Required task:
Pictures excluded, reproduce exactly the lines below from the one with "What Web Components" through the one with "<wallet-app></wallet-app>", both included.

Dataset excerpts:

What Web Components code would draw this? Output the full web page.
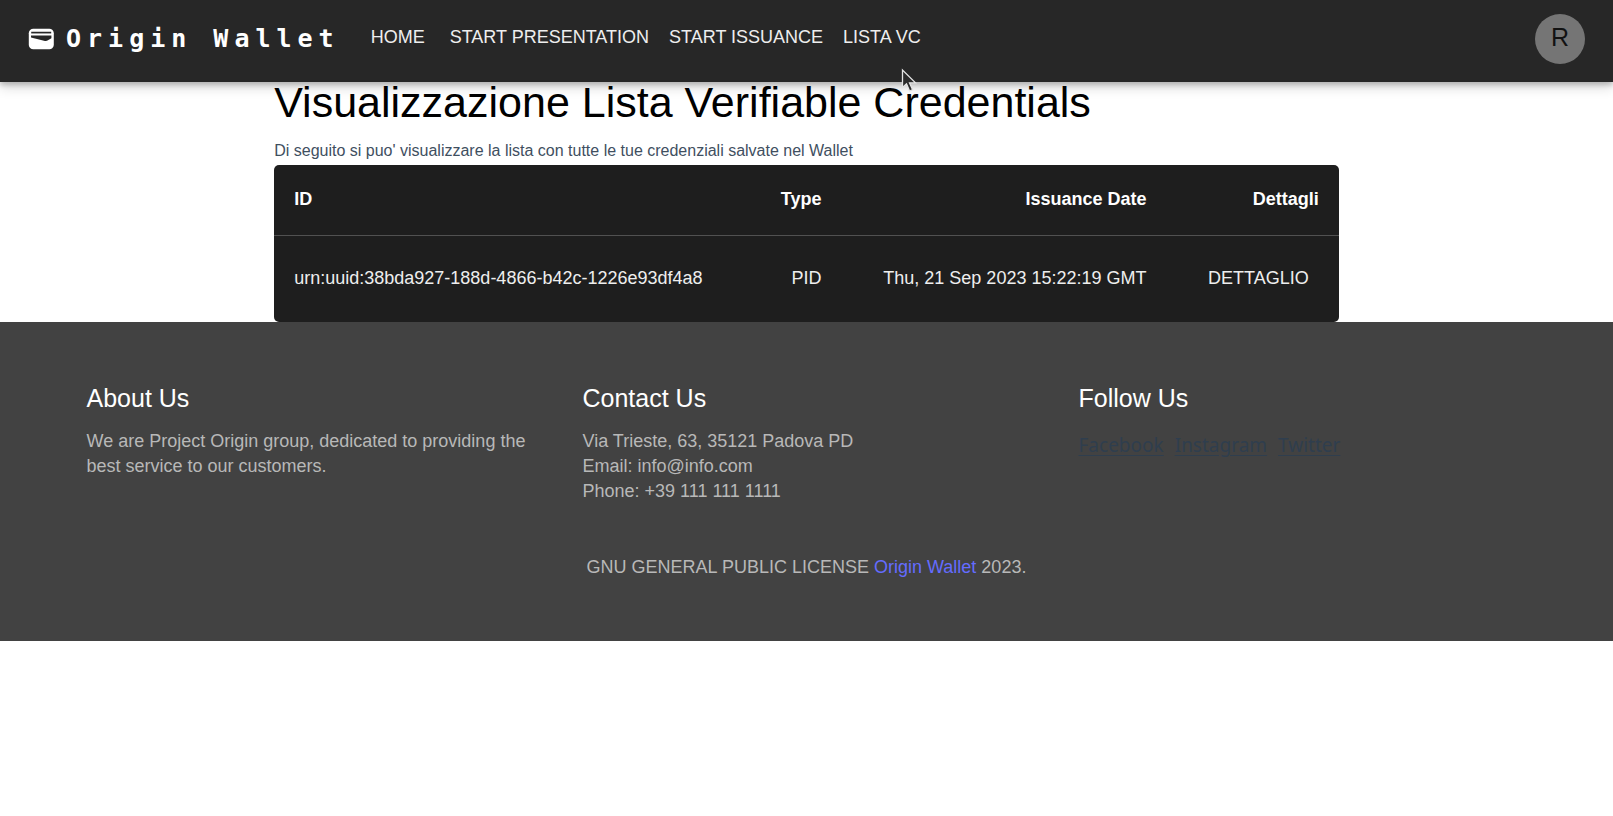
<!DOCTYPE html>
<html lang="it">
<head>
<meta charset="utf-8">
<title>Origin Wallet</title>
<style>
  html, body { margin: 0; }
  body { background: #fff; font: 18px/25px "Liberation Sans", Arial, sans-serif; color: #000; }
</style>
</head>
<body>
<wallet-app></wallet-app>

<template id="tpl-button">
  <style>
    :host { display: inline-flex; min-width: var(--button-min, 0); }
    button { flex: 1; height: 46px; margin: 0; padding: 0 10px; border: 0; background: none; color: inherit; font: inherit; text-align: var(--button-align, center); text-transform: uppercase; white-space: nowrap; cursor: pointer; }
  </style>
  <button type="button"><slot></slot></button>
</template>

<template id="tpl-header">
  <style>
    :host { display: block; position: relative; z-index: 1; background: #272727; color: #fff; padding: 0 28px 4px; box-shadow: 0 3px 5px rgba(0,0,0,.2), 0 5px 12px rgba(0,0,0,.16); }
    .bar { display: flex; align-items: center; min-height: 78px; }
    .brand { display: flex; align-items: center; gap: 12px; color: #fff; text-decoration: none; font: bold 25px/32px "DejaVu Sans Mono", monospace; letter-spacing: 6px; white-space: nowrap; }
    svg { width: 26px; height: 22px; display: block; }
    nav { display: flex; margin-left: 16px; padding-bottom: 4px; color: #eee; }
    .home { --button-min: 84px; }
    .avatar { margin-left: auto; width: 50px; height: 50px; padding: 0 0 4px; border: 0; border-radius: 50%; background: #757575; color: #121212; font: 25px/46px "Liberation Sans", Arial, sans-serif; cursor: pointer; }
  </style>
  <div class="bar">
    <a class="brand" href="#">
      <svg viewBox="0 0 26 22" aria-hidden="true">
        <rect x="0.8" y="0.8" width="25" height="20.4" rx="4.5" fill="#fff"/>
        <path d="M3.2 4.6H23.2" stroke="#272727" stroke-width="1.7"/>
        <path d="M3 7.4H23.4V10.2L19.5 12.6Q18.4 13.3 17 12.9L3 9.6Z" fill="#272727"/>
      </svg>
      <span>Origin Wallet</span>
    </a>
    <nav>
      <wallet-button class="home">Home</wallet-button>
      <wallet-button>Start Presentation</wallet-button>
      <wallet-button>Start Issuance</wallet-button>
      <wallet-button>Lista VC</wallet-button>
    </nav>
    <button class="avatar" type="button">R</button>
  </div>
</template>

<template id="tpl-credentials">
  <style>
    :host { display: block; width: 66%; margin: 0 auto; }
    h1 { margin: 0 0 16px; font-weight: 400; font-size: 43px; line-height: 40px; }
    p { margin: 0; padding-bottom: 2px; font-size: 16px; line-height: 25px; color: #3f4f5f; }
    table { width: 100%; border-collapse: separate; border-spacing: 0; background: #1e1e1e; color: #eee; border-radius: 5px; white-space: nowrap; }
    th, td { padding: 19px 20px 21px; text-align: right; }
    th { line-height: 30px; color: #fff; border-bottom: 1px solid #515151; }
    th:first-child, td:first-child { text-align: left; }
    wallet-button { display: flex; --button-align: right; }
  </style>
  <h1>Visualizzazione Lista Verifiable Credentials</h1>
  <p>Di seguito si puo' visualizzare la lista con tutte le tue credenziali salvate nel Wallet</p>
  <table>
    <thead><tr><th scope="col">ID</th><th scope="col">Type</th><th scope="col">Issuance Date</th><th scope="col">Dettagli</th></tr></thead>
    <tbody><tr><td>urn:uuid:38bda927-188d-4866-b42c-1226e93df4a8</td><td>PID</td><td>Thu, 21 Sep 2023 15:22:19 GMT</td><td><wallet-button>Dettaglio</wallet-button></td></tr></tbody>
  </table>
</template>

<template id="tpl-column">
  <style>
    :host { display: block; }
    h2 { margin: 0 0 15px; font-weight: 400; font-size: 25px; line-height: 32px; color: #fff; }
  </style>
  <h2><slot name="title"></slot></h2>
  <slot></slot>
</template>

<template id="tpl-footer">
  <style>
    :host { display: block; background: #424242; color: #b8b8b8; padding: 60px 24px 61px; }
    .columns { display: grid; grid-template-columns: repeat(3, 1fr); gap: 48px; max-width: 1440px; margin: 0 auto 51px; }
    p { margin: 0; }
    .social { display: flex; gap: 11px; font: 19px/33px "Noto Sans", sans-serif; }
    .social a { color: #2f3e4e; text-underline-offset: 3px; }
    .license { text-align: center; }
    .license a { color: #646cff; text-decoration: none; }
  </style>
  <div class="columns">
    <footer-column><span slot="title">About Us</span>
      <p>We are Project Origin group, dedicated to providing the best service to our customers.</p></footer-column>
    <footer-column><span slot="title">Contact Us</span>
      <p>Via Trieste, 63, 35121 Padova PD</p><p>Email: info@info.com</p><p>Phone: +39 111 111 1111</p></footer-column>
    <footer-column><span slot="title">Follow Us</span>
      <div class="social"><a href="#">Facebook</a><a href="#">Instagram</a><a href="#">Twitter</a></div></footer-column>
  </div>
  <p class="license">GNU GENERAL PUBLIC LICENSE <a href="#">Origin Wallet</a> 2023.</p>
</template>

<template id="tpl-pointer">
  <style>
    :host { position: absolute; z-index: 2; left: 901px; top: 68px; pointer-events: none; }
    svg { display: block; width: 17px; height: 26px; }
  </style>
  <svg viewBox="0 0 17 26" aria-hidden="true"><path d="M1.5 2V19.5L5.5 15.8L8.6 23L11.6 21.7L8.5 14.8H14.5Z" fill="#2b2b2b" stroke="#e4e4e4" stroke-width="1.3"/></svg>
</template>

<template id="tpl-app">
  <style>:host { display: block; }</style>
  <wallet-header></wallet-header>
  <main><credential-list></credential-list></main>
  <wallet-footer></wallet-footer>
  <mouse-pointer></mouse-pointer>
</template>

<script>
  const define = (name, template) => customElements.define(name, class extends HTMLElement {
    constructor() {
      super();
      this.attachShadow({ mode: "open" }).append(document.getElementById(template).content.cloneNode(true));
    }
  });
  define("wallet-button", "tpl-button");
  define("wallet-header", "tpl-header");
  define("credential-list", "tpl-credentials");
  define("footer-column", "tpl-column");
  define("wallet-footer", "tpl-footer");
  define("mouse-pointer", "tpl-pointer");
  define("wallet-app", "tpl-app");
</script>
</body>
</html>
--
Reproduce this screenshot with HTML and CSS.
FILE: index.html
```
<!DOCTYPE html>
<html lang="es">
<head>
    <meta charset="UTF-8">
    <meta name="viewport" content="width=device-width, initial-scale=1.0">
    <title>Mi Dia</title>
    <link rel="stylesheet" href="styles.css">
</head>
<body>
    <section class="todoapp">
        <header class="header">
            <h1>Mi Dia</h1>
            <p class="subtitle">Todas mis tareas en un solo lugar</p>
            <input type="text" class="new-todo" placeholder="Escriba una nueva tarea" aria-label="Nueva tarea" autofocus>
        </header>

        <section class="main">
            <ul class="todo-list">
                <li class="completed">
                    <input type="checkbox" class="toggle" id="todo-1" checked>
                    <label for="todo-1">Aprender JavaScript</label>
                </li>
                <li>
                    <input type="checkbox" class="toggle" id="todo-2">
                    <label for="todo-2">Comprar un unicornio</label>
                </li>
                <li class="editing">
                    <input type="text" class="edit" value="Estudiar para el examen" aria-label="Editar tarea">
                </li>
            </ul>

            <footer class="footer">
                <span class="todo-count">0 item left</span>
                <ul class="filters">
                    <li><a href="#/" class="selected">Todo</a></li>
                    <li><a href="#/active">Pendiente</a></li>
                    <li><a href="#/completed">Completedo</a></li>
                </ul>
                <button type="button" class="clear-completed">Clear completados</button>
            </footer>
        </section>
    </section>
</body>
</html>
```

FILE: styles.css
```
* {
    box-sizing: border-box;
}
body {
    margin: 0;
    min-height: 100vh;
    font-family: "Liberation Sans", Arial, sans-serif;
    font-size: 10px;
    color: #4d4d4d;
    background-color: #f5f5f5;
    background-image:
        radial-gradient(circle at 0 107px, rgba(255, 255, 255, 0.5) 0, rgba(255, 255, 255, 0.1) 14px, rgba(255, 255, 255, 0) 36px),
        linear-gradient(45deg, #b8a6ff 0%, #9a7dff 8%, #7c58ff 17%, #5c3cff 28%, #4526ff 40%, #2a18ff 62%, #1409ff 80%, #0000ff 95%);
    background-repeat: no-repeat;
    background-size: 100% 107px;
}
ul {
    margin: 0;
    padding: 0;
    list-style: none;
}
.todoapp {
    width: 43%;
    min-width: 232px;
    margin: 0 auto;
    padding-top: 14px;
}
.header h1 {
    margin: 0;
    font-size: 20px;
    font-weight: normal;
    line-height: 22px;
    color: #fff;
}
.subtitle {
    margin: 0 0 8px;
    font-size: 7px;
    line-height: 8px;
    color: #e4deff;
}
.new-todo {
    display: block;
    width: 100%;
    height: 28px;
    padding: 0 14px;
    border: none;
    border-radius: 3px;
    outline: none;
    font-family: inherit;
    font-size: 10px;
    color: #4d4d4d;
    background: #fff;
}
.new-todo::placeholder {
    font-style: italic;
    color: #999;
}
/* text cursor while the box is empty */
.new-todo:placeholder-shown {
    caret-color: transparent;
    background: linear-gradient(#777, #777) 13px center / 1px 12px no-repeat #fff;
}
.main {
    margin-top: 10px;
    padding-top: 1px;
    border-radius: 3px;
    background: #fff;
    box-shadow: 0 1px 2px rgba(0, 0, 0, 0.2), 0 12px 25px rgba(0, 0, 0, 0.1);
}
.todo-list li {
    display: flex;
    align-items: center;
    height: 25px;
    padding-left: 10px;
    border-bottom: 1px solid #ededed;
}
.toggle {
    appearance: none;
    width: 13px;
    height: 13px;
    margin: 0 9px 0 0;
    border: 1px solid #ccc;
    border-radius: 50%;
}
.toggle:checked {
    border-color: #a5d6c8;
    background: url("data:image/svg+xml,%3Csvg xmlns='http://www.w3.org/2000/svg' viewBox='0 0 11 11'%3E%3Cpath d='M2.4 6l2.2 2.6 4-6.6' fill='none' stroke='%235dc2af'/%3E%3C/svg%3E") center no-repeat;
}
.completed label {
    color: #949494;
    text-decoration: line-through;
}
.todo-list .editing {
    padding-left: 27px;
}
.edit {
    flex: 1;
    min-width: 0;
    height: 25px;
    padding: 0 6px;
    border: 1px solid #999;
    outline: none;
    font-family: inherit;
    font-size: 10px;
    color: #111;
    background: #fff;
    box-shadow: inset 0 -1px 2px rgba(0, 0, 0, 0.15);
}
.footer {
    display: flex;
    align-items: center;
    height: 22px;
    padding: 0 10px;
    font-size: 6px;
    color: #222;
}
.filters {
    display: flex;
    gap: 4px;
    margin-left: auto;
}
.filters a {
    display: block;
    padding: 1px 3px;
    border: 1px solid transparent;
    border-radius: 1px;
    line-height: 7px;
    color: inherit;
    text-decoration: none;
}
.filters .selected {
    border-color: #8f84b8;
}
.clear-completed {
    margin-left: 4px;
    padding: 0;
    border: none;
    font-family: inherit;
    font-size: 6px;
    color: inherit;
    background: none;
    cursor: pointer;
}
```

Completed task:
What Web Components code would draw this? Output the full web page.
<!DOCTYPE html>
<html lang="it">
<head>
<meta charset="utf-8">
<title>Origin Wallet</title>
<style>
  html, body { margin: 0; }
  body { background: #fff; font: 18px/25px "Liberation Sans", Arial, sans-serif; color: #000; }
</style>
</head>
<body>
<wallet-app></wallet-app>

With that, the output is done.